Multi-fractional Brownian Motion Model Captures Long-Memory Effects in Charge Noise

Charge noise, a major obstacle to building stable quantum computers, limits how long quantum information persists in superconducting qubits. Mahboob Ul Haq from the Department of Physics, Govt Post Graduate College Timergara, and colleagues introduce a new model that captures the complex behaviour of this noise with unprecedented accuracy. Their approach utilises a mathematical framework called memory multi-fractional Brownian motion, allowing them to simulate noise that changes over time and retains ‘memory’ of past fluctuations. This innovative model successfully reproduces observed patterns of quantum decoherence and provides a deeper understanding of how environmental factors interact with delicate quantum systems, potentially paving the way for more robust and reliable quantum technologies.

Quantum computing has rapidly evolved from theoretical foundations to experimental demonstrations of quantum supremacy and industrial-scale hardware development. Among leading platforms, superconducting qubits have emerged as a promising building-block due to their scalability, compatibility with lithographic fabrication, and rapid gate operations. Particularly, the transmon qubit, a charge-insensitive variant of the superconducting charge qubit, offers enhanced coherence properties by optimising the ratio of Josephson energy to charging energy. Understanding and mitigating decoherence, however, remains a central challenge in realising practical quantum technologies and offers new insights into environmental interactions with superconducting quantum devices.

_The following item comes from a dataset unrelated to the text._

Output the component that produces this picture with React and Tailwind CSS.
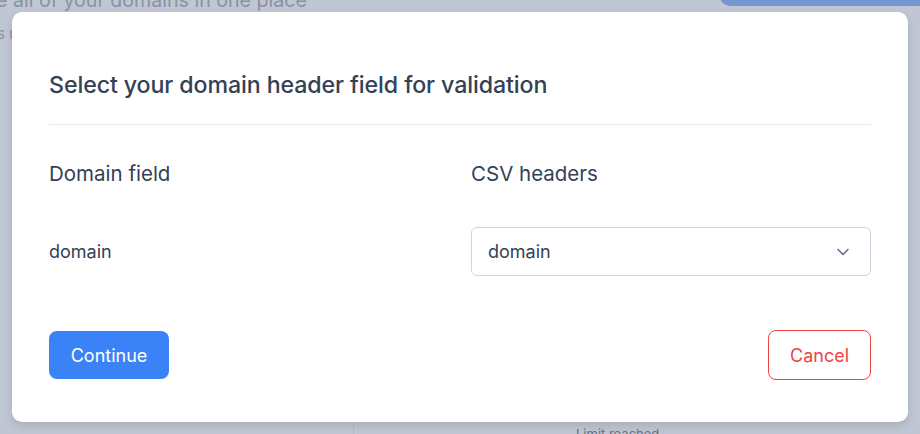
import React from "react";

export default function App() {
  return (
    <div
      className="relative h-[434px] w-[920px] overflow-hidden bg-[#c0c6d3]"
      style={{ fontFamily: "Inter, 'Noto Sans', sans-serif" }}
    >
      {/* background page (dimmed) */}
      <div className="flex h-full flex-col">
        <div className="flex items-start justify-between">
          <div className="flex flex-col">
            <div className="-ml-[4px] -mt-[12px] text-[19.6px] leading-[24px] text-[#8a92a4]">
              e all of your domains in one place
            </div>
            <div className="-ml-[3px] mt-[13px] text-[15px] leading-[18px] text-[#8a92a4]">s r</div>
          </div>
          <div className="-mt-[30px] h-[36px] w-[200px] rounded-bl-[10px] bg-[#7496d0]" />
        </div>
        <div className="mt-auto flex h-[12px]">
          <div className="w-[353px]" />
          <div className="flex-1 border-l border-[#b3b9c6] pl-[222px] text-[13px] leading-[24px] text-[#6b7280]">
            Limit reached
          </div>
        </div>
      </div>

      {/* modal */}
      <div className="absolute left-[12px] top-[12px] w-[896px] rounded-[10px] bg-white px-[37px] pb-[42px] pt-[58px] shadow-[0_4px_10px_rgba(0,0,0,0.12)]">
        <h2 className="text-[23.2px] font-medium leading-[30px] tracking-[-0.1px] text-[#334155]">
          Select your domain header field for validation
        </h2>
        <div className="mt-[24px] h-px bg-[#e5e7eb]" />
        <div className="mt-[34px] grid grid-cols-2 gap-x-[22px]">
          <div className="text-[20.5px] leading-[30px] text-[#334155]">Domain field</div>
          <div className="text-[20.5px] leading-[30px] text-[#334155]">CSV headers</div>
          <div className="mt-[38px] flex h-[49px] items-center text-[18px] text-[#334155]">domain</div>
          <div className="mt-[38px] flex h-[49px] items-center justify-between rounded-[6px] border border-[#cbd5e1] pl-[16px] pr-[17px] text-[18px] text-[#334155]">
            <span>domain</span>
            <svg width="20" height="20" viewBox="0 0 24 24" fill="none" stroke="#64748b" strokeWidth="2" strokeLinecap="round" strokeLinejoin="round">
              <path d="M6 9l6 6 6-6" />
            </svg>
          </div>
        </div>
        <div className="mt-[54px] flex items-center justify-between">
          <button className="h-[48px] w-[120px] rounded-[8px] bg-[#3b82f6] text-[18px] text-white">
            Continue
          </button>
          <button className="h-[50px] w-[103px] rounded-[8px] border border-[#ef4444] bg-white text-[18px] text-[#ef4444]">
            Cancel
          </button>
        </div>
      </div>
    </div>
  );
}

Superconducting Qubit Decoherence and Noise Mitigation

This research provides a detailed exploration of decoherence and noise in superconducting qubits, focusing on overcoming limitations imposed by these factors in early quantum devices. Researchers investigate charge noise as a dominant source of decoherence, employing multifractional Brownian motion to model its non-stationary and complex nature, a significant improvement over traditional models. The work relies on numerical simulations, validated by experimental observations, to understand and predict qubit behaviour. The research confirms that charge noise significantly contributes to decoherence in transmon qubits.

Simulations, using multifractional Brownian motion, accurately capture observed qubit behaviour, including coherence and energy relaxation times. The Lindblad master equation, incorporating these noise models, provides a realistic description of qubit dynamics, and experimental validation confirms the accuracy of the simulations. Designing qubits with inherent noise protection, through material choices or device geometry, is crucial for achieving longer coherence times. Simulations also demonstrate that charge noise can be managed to keep the excited state population low, maintaining qubit fidelity.

The research employs multifractional Brownian motion to model the time-dependent noise and uses the Lindblad master equation to describe qubit dynamics. Statistical analysis is used to compare simulation results to experimental data, and key quantum metrics quantify qubit performance. This work contributes to the fundamental understanding of noise and decoherence, essential for building practical quantum computers, and guides the design of more robust qubits with longer coherence times.

Charge Noise Exhibits Memory and Revival

Researchers have developed a new model to understand charge noise, a major source of errors in quantum computers using superconducting qubits. This model incorporates the idea that noise isn’t random but possesses a ‘memory’, influencing present fluctuations, and that these fluctuations occur over a wide range of timescales. The team employed multifractional Brownian motion to accurately capture these complex, long-lasting correlations. Simulations demonstrate that charge noise causes qubit fidelity to decay, but at a relatively slow rate of approximately 3 microseconds, and reveal a surprising degree of ‘revival’ in qubit coherence, indicating that the noise’s memory effect can partially restore lost information.

These findings align with experimental observations and suggest that charge noise doesn’t immediately destroy quantum information as quickly as previously thought. Refinement of the model incorporated realistic timescales for qubit behaviour, revealing that the impact of charge noise is limited by the qubit’s inherent properties, causing fidelity and coherence to plateau at a measurable level. This suggests that designing qubits with improved coherence and relaxation times is crucial for mitigating the effects of charge noise and building more robust quantum computers.

Bounded Decoherence via Stochastic Noise Modelling

This research introduces a new stochastic model for charge noise, employing multifractional Brownian motion, to better understand decoherence in quantum devices. The model successfully captures the non-stationary and long-memory characteristics of charge noise, mirroring key experimental observations and providing a more nuanced understanding of environmental interactions affecting qubits. Importantly, the findings suggest that while charge noise remains a source of decoherence, its practical impact is bounded by the inherent noise-protected properties of the qubits themselves. The developed framework is valuable for designing robust control protocols and optimising device parameters, potentially leading to more stable and reliable quantum systems. Further investigation is needed to fully characterise the complex interplay between different noise sources and their combined effect on qubit performance, contributing to the advancement of practical quantum technologies.